**Data section**

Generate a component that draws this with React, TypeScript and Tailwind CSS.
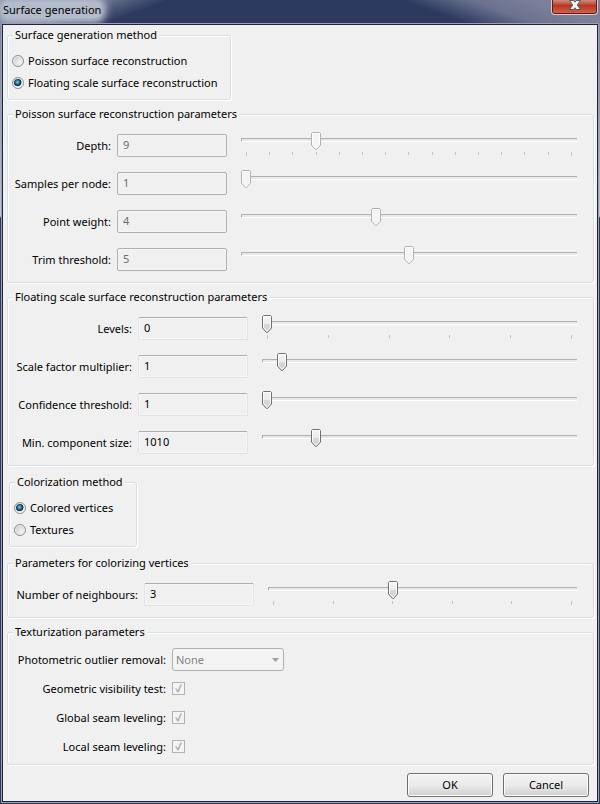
import { useId, useState, type ReactNode } from "react";

type SliderProps = {
  id: string;
  label: string;
  min: number;
  max: number;
  value: number;
  onChange: (v: number) => void;
  ticks?: number;
  disabled?: boolean;
};

function Thumb({ disabled }: { disabled?: boolean }) {
  return (
    <svg viewBox="0 0 11 19" className="block h-[19px] w-[11px]" aria-hidden="true">
      <defs>
        <linearGradient id="thumb-fill" x1="0" y1="0" x2="0" y2="1">
          <stop offset="0" stopColor="#f4f4f4" />
          <stop offset="0.5" stopColor="#ebebeb" />
          <stop offset="0.51" stopColor="#d9d9d9" />
          <stop offset="1" stopColor="#cfcfcf" />
        </linearGradient>
      </defs>
      <path
        d="M1.5 .5H8.5L9.5 1.5V13L5.5 17.5L4.5 17.5L.5 13V1.5Z"
        fill={disabled ? "#f4f4f4" : "url(#thumb-fill)"}
        stroke={disabled ? "#adb2b5" : "#707070"}
      />
      <path d="M1.5 1.5H8.5V12.5L5 16.3L1.5 12.5Z" fill="none" stroke="#fcfcfc" />
    </svg>
  );
}

function Slider({ id, label, min, max, value, onChange, ticks, disabled }: SliderProps) {
  const pct = ((value - min) / (max - min)) * 100;
  return (
    <div className="relative self-stretch">
      <div className="pt-[6px]">
        <div className="h-1 border-t border-b border-l border-t-[#b0b0b0] border-b-white border-l-[#b0b0b0] bg-[#e7eaea]" />
      </div>
      {ticks && (
        <div className="mx-[5px] mt-[10px] flex justify-between" aria-hidden="true">
          {Array.from({ length: ticks }, (_, i) => (
            <span
              key={i}
              className={
                i === 0 || i === ticks - 1 ? "h-1 w-px bg-[#c4c4c4]" : "h-[3px] w-px bg-[#c4c4c4]"
              }
            />
          ))}
        </div>
      )}
      <input
        id={id}
        type="range"
        aria-label={label}
        min={min}
        max={max}
        step="any"
        value={value}
        disabled={disabled}
        onChange={(e) => onChange(Math.round(Number(e.target.value)))}
        className="absolute inset-x-0 top-0 h-[18px] w-full opacity-0"
      />
      <div className="pointer-events-none absolute inset-x-[5px] top-0">
        <div className="absolute top-0 -ml-[5px]" style={{ left: `${pct}%` }}>
          <Thumb disabled={disabled} />
        </div>
      </div>
    </div>
  );
}

type Param = { label: string; min: number; max: number; initial: number; ticks?: number };

function ParamRow({ param, disabled }: { param: Param; disabled?: boolean }) {
  const id = useId();
  const [value, setValue] = useState(param.initial);
  return (
    <>
      <label htmlFor={id} className="pt-px text-right whitespace-nowrap">
        {param.label}
      </label>
      <input
        id={id}
        type="text"
        readOnly
        disabled={disabled}
        value={value}
        className="mr-2 h-[23px] w-[110px] rounded-xs border border-[#e2e3ea] border-t-[#abadb3] bg-[#f0f0f0] px-[5px] pb-[2px] text-black shadow-[inset_0_0_0_1px_#f6f6f6] outline-none disabled:border-[#afafaf] disabled:text-[#6d6d6d]"
      />
      <Slider
        id={`${id}-slider`}
        label={param.label}
        min={param.min}
        max={param.max}
        value={value}
        onChange={setValue}
        ticks={param.ticks}
        disabled={disabled}
      />
    </>
  );
}

function Group({
  title,
  className,
  bodyClassName,
  children,
}: {
  title: string;
  className: string;
  bodyClassName: string;
  children: ReactNode;
}) {
  return (
    <fieldset
      className={`min-w-0 rounded-[3px] border border-[#d5dfe5] shadow-[inset_1px_1px_0_#fff,1px_1px_0_#fff] ${className}`}
    >
      <legend className="ml-[5px] bg-[#f0f0f0] px-[2px] whitespace-nowrap">{title}</legend>
      <div className={bodyClassName}>{children}</div>
    </fieldset>
  );
}

function Radio({
  name,
  label,
  checked,
  onSelect,
}: {
  name: string;
  label: string;
  checked: boolean;
  onSelect: () => void;
}) {
  return (
    <label className="flex h-[22px] items-center gap-1 whitespace-nowrap">
      <input
        type="radio"
        name={name}
        checked={checked}
        onChange={onSelect}
        className="size-3 shrink-0 appearance-none rounded-full border border-[#8e8f8f] bg-[radial-gradient(circle_at_65%_65%,#f4f4f4,#cfd2d5_70%)] shadow-[inset_0_0_0_1px_#f4f4f4] checked:bg-[radial-gradient(circle_at_45%_42%,#7cd3f4_0,#2589b8_20%,#0c3a5c_38%,#15324a_46%,#e8eaec_54%,#f4f4f4_60%)]"
      />
      {label}
    </label>
  );
}

function CheckRow({ label }: { label: string }) {
  const id = useId();
  return (
    <>
      <label htmlFor={id} className="text-right whitespace-nowrap">
        {label}
      </label>
      <span className="relative size-[13px]">
        <input
          id={id}
          type="checkbox"
          defaultChecked
          disabled
          className="block size-[13px] appearance-none border border-[#b1b1b1] bg-[#f4f4f4]"
        />
        <svg viewBox="0 0 13 13" className="pointer-events-none absolute inset-0 size-[13px]" aria-hidden="true">
          <path d="M3 6.5L4.8 6.2L5.8 8.2L8.4 2.2L10 2.4L6.8 10.6H5.2Z" fill="#b8b8b8" />
        </svg>
      </span>
    </>
  );
}

const poisson: Param[] = [
  { label: "Depth:", min: 6, max: 20, initial: 9, ticks: 15 },
  { label: "Samples per node:", min: 1, max: 20, initial: 1 },
  { label: "Point weight:", min: 0, max: 10, initial: 4 },
  { label: "Trim threshold:", min: 0, max: 10, initial: 5 },
];

const floating: Param[] = [
  { label: "Levels:", min: 0, max: 5, initial: 0, ticks: 6 },
  { label: "Scale factor multiplier:", min: 0, max: 20, initial: 1 },
  { label: "Confidence threshold:", min: 1, max: 20, initial: 1 },
  { label: "Min. component size:", min: 0, max: 6300, initial: 1010 },
];

const paramBody = "pt-[10px] pr-4 pb-[9px] pl-[6px]";
const radioBody = "px-1 pt-[7px] pb-[5px]";

const buttonClass =
  "h-6 w-[86px] rounded-[3px] border border-[#707070] bg-linear-to-b from-[#f2f2f2] from-0% via-[#ebebeb] via-50% to-[#cfcfcf] to-100% shadow-[inset_0_0_0_1px_#fcfcfc]";

export default function App() {
  const [method, setMethod] = useState("floating");
  const [color, setColor] = useState("vertices");

  return (
    <div className="flex min-h-screen flex-col bg-[linear-gradient(#7b809b_0,#9297ad_100px,#c4c8d4_216px,#2d3a5f_218px)] px-[2px] pb-[2px] font-['Noto_Sans','Open_Sans',sans-serif] text-[11px] leading-4 text-black">
      <header className="-mx-[2px] flex h-6 items-start justify-between overflow-hidden bg-[linear-gradient(160deg,#7f86a0_0,#7b839e_30px,transparent_58px),linear-gradient(20deg,#2d3a5f_160px,#6b7390_184px,#7b809b_205px)] pr-[2px] pl-[3px]">
        <h1 className="mt-[2px] rounded-md bg-[#b4bccb] shadow-[0_0_7px_5px_#b4bccb]">Surface generation</h1>
        <button
          type="button"
          aria-label="Close"
          className="flex h-[15px] w-[47px] justify-center rounded-b-[4px] border border-t-0 border-[#e0c8cc] bg-linear-to-b from-[#cf8a80] from-0% via-[#b8341f] via-40% to-[#d4694a] to-100% shadow-[inset_0_-1px_0_#5c1a1a,inset_1px_0_0_#5c1a1a,inset_-1px_0_0_#5c1a1a]"
        >
          <svg viewBox="0 0 12 11" className="h-[11px] w-3" aria-hidden="true">
            <path d="M.5 .5H4.5L6 2.2L7.5 .5H11.5L8.3 5L11.5 9.5H7.5L6 7.8L4.5 9.5H.5L3.7 5Z" fill="#f4f4f4" stroke="#535666" />
          </svg>
        </button>
      </header>

      <main className="flex grow flex-col border border-[#1f2638] bg-[#f0f0f0] pt-[2px] pr-[3px] pb-[3px] pl-1 shadow-[0_0_0_1px_#9aa0b4]">
        <Group title="Surface generation method" className="w-[224px]" bodyClassName={radioBody}>
          <Radio name="method" label="Poisson surface reconstruction" checked={method === "poisson"} onSelect={() => setMethod("poisson")} />
          <Radio name="method" label="Floating scale surface reconstruction" checked={method === "floating"} onSelect={() => setMethod("floating")} />
        </Group>

        <Group title="Poisson surface reconstruction parameters" className="mt-[6px]" bodyClassName={paramBody}>
          <div className="grid auto-rows-[27px] grid-cols-[97px_auto_1fr] items-center gap-x-[6px] gap-y-[11px]">
            {poisson.map((p) => (
              <ParamRow key={p.label} param={p} disabled />
            ))}
          </div>
        </Group>

        <Group title="Floating scale surface reconstruction parameters" className="mt-[6px]" bodyClassName={paramBody}>
          <div className="grid auto-rows-[27px] grid-cols-[118px_auto_1fr] items-center gap-x-[6px] gap-y-[11px]">
            {floating.map((p) => (
              <ParamRow key={p.label} param={p} />
            ))}
          </div>
        </Group>

        <Group title="Colorization method" className="mx-[2px] my-2 w-[128px]" bodyClassName={radioBody}>
          <Radio name="color" label="Colored vertices" checked={color === "vertices"} onSelect={() => setColor("vertices")} />
          <Radio name="color" label="Textures" checked={color === "textures"} onSelect={() => setColor("textures")} />
        </Group>

        <Group title="Parameters for colorizing vertices" className="" bodyClassName={paramBody}>
          <div className="grid auto-rows-[27px] grid-cols-[124px_auto_1fr] items-center gap-x-[6px]">
            <ParamRow param={{ label: "Number of neighbours:", min: 1, max: 6, initial: 3, ticks: 6 }} />
          </div>
        </Group>

        <Group title="Texturization parameters" className="mt-[6px]" bodyClassName="pt-[5px] pr-4 pb-[3px] pl-[6px]">
          <div className="grid auto-rows-[29px] grid-cols-[152px_1fr] items-center gap-x-[6px]">
            <label htmlFor="outlier" className="text-right whitespace-nowrap">
              Photometric outlier removal:
            </label>
            <span className="relative w-[112px]">
              <select
                id="outlier"
                disabled
                className="block h-[23px] w-full appearance-none rounded-[3px] border border-[#adb2b5] bg-[#f4f4f4] px-[3px] text-[#838383] opacity-100"
              >
                <option>None</option>
              </select>
              <svg viewBox="0 0 7 4" className="pointer-events-none absolute top-[10px] right-[5px] h-1 w-[7px]" aria-hidden="true">
                <path d="M0 0H7L3.5 4Z" fill="#a0a0a0" />
              </svg>
            </span>
            <CheckRow label="Geometric visibility test:" />
            <CheckRow label="Global seam leveling:" />
            <CheckRow label="Local seam leveling:" />
          </div>
        </Group>

        <footer className="mt-2 flex justify-end gap-[10px] pr-[5px]">
          <button type="button" className={buttonClass}>
            OK
          </button>
          <button type="button" className={buttonClass}>
            Cancel
          </button>
        </footer>
      </main>
    </div>
  );
}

**Prompt**
Set out every line from the material that contains the string "component".

**Output for this task**
Generate a component that draws this with React, TypeScript and Tailwind CSS.
  { label: "Min. component size:", min: 0, max: 6300, initial: 1010 },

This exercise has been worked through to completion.